Somos.
Uma das frases mais
lindas da língua portuguesa, não apenas por sua simetria, mas em particular pelo fato de resumir-se
a uma palavra. Mencione-se, ainda, em favor desse juízo, que o
sujeito da frase, sendo aquele que enuncia, faz-se imperativo da
síntese em que é ele também o enunciado. Some a isso a razão de
que, definindo-se o sujeito na unidade de uma sentença tão
poderosa, quase se deixa escapar que é, na verdade, na pluralidade
em que resta sua semântica.
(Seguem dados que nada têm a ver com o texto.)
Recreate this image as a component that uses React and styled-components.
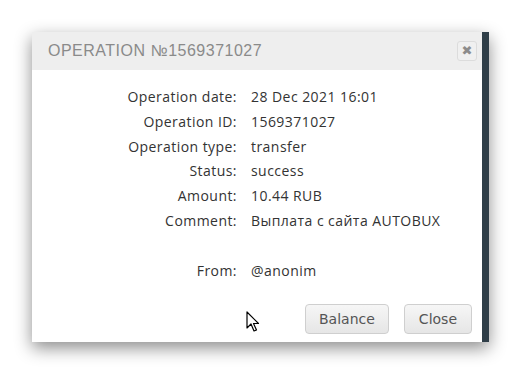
import React from 'react';
import styled, { createGlobalStyle } from 'styled-components';

const GlobalStyle = createGlobalStyle`
  html, body {
    margin: 0;
    padding: 0;
    background: #ffffff;
  }
`;

const Page = styled.div`
  padding: 32px 0 0 32px;
  position: relative;
  width: 521px;
  height: 374px;
  box-sizing: border-box;
  overflow: hidden;
`;

const Dialog = styled.div`
  width: 457px;
  box-sizing: border-box;
  background: #ffffff;
  border-right: 7px solid #2f3e48;
  box-shadow: 0 6px 16px rgba(0, 0, 0, 0.45);
`;

const Header = styled.div`
  height: 38px;
  background: #eeeeee;
  display: flex;
  align-items: center;
  justify-content: space-between;
  padding: 0 5px 0 16px;
`;

const Title = styled.h3`
  margin: 0;
  font-family: 'Liberation Sans', Arial, sans-serif;
  font-weight: 400;
  font-size: 16px;
  letter-spacing: 0.5px;
  color: #8a8a8a;
  text-transform: uppercase;
`;

const CloseX = styled.button`
  width: 20px;
  height: 20px;
  padding: 0;
  border: 1px solid #dcdcdc;
  border-radius: 3px;
  background: #f0f0f0;
  color: #8c8c8c;
  font-family: 'DejaVu Sans', sans-serif;
  font-size: 13px;
  font-weight: 700;
  line-height: 18px;
  display: flex;
  align-items: center;
  justify-content: center;
  cursor: pointer;
`;

const Body = styled.div`
  padding: 15px 0 0 0;
`;

const Grid = styled.dl`
  margin: 0;
  display: grid;
  grid-template-columns: 205px 1fr;
  column-gap: 14px;
  font-family: 'Open Sans', 'Liberation Sans', sans-serif;
  font-size: 14px;
  letter-spacing: 0.45px;
  line-height: 24.8px;
  color: #333333;
`;

const Label = styled.dt`
  text-align: right;
`;

const Value = styled.dd`
  margin: 0;
`;

const Spacer = styled.div`
  grid-column: 1 / 3;
  height: 24.8px;
`;

const Footer = styled.div`
  display: flex;
  justify-content: flex-end;
  gap: 15px;
  padding: 21px 10px 8px 0;
`;

const Button = styled.button`
  height: 30px;
  padding: 0 ${(p) => p.$pad}px;
  border: 1px solid #cfcfcf;
  border-radius: 4px;
  background: linear-gradient(#f6f6f6, #e6e6e6);
  color: #555555;
  font-family: 'DejaVu Sans', sans-serif;
  font-size: 14px;
  cursor: pointer;
`;

const Cursor = styled.svg`
  position: absolute;
  left: 246px;
  top: 311px;
`;

const rows = [
  ['Operation date:', '28 Dec 2021 16:01'],
  ['Operation ID:', '1569371027'],
  ['Operation type:', 'transfer'],
  ['Status:', 'success'],
  ['Amount:', '10.44 RUB'],
  ['Comment:', 'Выплата с сайта AUTOBUX'],
];

export default function App() {
  return (
    <Page>
      <GlobalStyle />
      <Dialog>
        <Header>
          <Title>Operation №1569371027</Title>
          <CloseX>✖</CloseX>
        </Header>
        <Body>
          <Grid>
            {rows.map(([k, v]) => (
              <React.Fragment key={k}>
                <Label>{k}</Label>
                <Value>{v}</Value>
              </React.Fragment>
            ))}
            <Spacer />
            <Label>From:</Label>
            <Value>@anonim</Value>
          </Grid>
          <Footer>
            <Button $pad={13}>Balance</Button>
            <Button $pad={14}>Close</Button>
          </Footer>
        </Body>
      </Dialog>
      <Cursor width="14" height="22" viewBox="0 0 14 22">
        <path d="M1 1 L1 17 L5 13 L8 20 L10.5 19 L7.5 12.5 L12.5 12.5 Z" fill="#fff" stroke="#000" strokeWidth="1.2" strokeLinejoin="round" />
      </Cursor>
    </Page>
  );
}
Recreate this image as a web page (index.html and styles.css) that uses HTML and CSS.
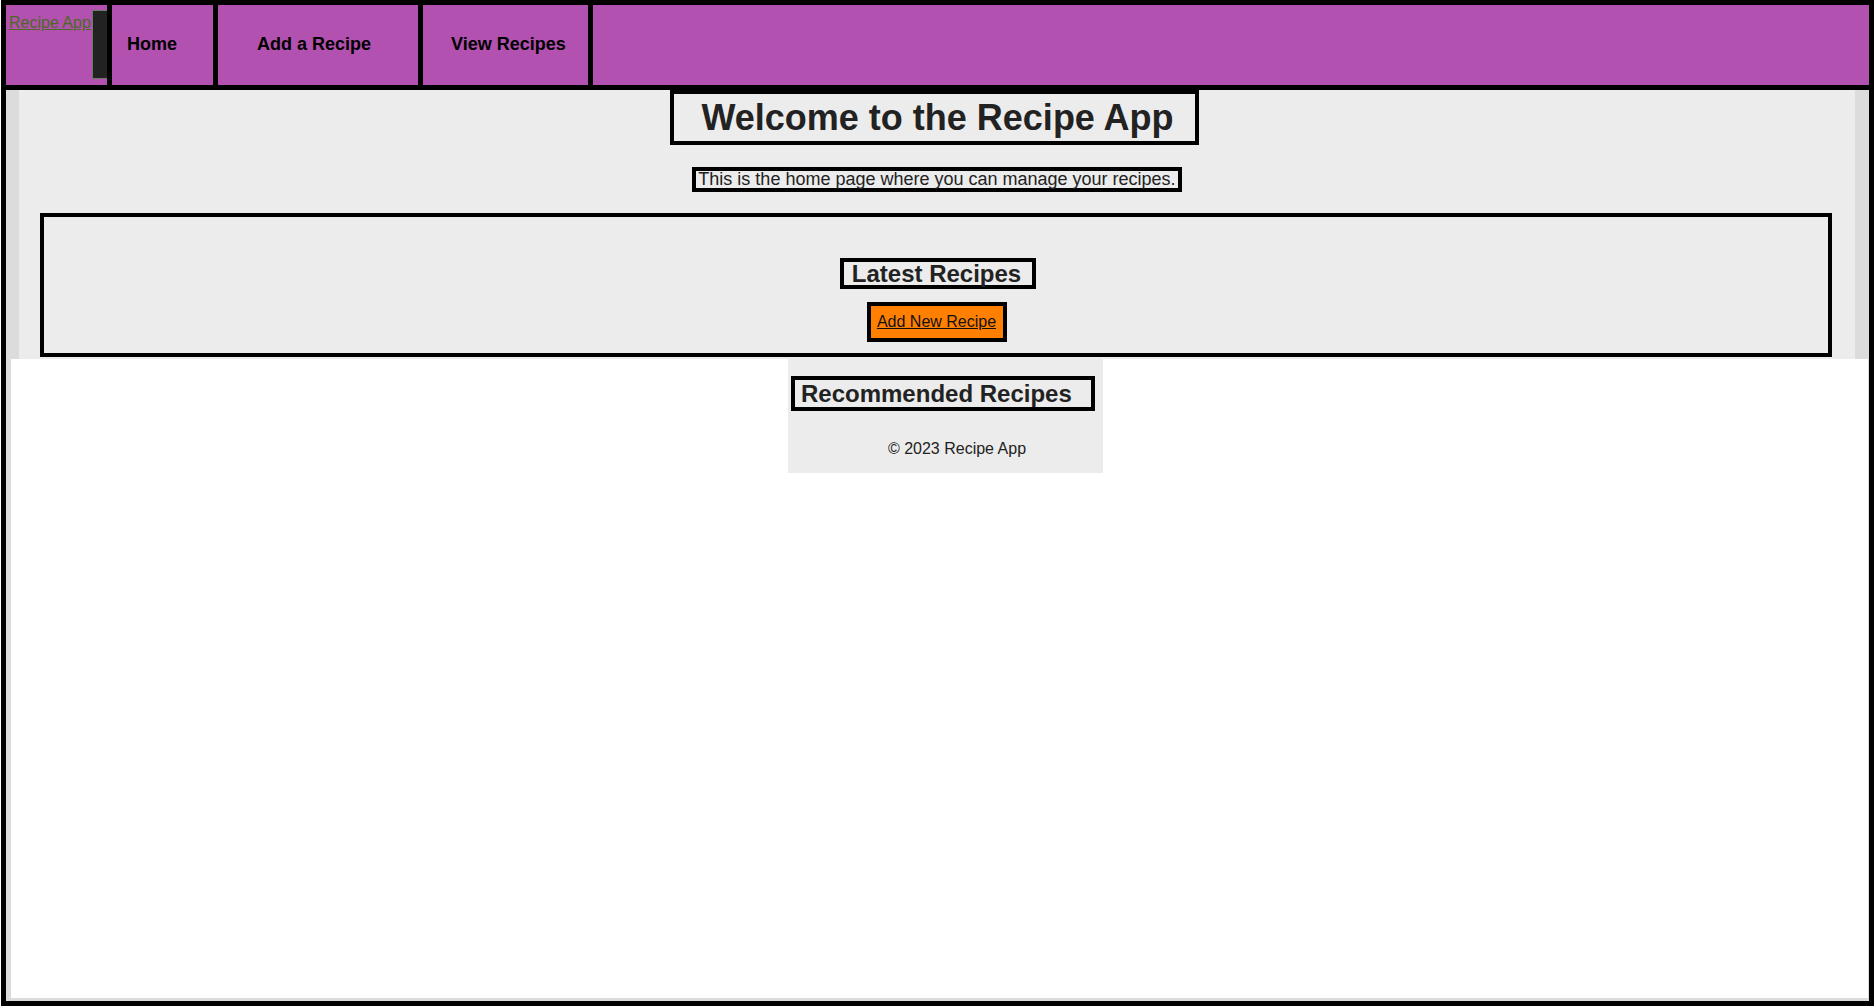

São sujeitos a enunciar e a serem
enunciados - a enunciarem-se.
Aquele que ouve
palavra-frase como essa deve estar atento e vigilante, porque não há
ali apenas uma apresentação vulgar; quando é a voz plural em
uníssono que toma o palanque tal qual o canto gregoriano de homens
que se submetem a uma vontade maior, o ouvido que escuta silencioso,
que ocupa lugar na platéia sozinho com seus pensamentos, deve
abaixar suas armas, sabendo não existir espírito guerreiro algum
capaz de vencer sozinho batalha que não é sua e em vista da qual
este é apenas um obstáculo a ser superado.
O vigor dos corpos
ressoa com sua marcha voluntariosa e a dureza do chão abaixo de seus
pés não é senão o abrigo por excenlência dessa vontade. Mas é o
som que emana de sua boca que prefigura a retidão do destino a sua
frente: sua causa. Derrubará muros, destruirá castelos, atravessará
oceanos ser for preciso, enquanto ao seu redor indivíduos
imperturbáveis celebrarão sua ignorância e, com o rigor de suas
limitações, revogarão a estes corpos o direito a serem também
indivíduos, como o são estes que julgam, com os traseiros sentados
e atados sobre o assento particular: um ponto preciso no espaço
descrito pelos acentos e números de latitude e longitude e de suas
contas bancárias.
Mas a palavra, ao
contrário dos corpos que seguem o curso de sua marcha, não
sucumbirá sob os escombros da guerra. É a palavra, outrossim, quem
diz da guerra o horror ou sua beleza. Não há um só elogio às
guerras que não se oriente na razão de que são homens que a tornam
possíveis, jamais indivíduos. Mas apenas porque tais elogios são
obras de indivíduos e não de homens, que soam e soarão impróprios,
como a hipocrisia que se acomoda no fato de que são também os
homens as vítimas do terror dessas guerras e não seus antagonistas
autodeclarados.
O que diferencia,
afinal, indivíduos de homens é o fato de que enquanto os primeiros
são incapazes de reconhecer-se num outro, os homens são,
simplesmente. Aceitam a alcunha com a mesma presteza que se dispõem
e se empenham à coletividade. No entanto, é com essa mesma presteza
e disponibilidade incauta que os homens se comportam como indivíduos
ao lançarem-se contra e sobre a causa de outros homens. A palavra é
uma arma inconsequente se os homens que a empunham não conhecem sua
natureza e significado. Indivíduos dirão ser essa a fraqueza dos
homens, estes inaptos ao conhecimento e desprovidos que são da
incondicional razão, esse princípio diáfano e sem curvas. Dirão,
ainda, que as causas são apenas forças-limite, ou as ânsias
desmedidas de um grupo concentradas em currais estreitos e prontas a
servirem-se do direito de outros como glutões a fartarem-se do
alimento disponível apenas porque disponível se encontra.
Esquecem-se, todavia,
que assim como há a razão antes da causa, há também e sempre
causa antes de uma qualquer razão. A razão, com efeito, não é
unidade alguma antes que homens tenham tornado a unidade possível
clamando como um a condição de todos. Estes inconciliados senhores
se devorarão amiúde e impiedosamente enquanto não puderem ser um e
outro e ao mesmo tempo indivíduos e homens; que são distintos em
suas condições, mas cumprem destino comum.
Desconsiderar o caminho
do todo às partes tanto quanto o outro possível das partes ao todo
é não estar apto a reconhecer a sublime revelação e inocente
ignorância que pulsa nos corpos daqueles que se entrincheiram sob
uma mesma palavra. Como há também beleza e cinismo nas palavras
muitas que se alçam afora de discursos de um só.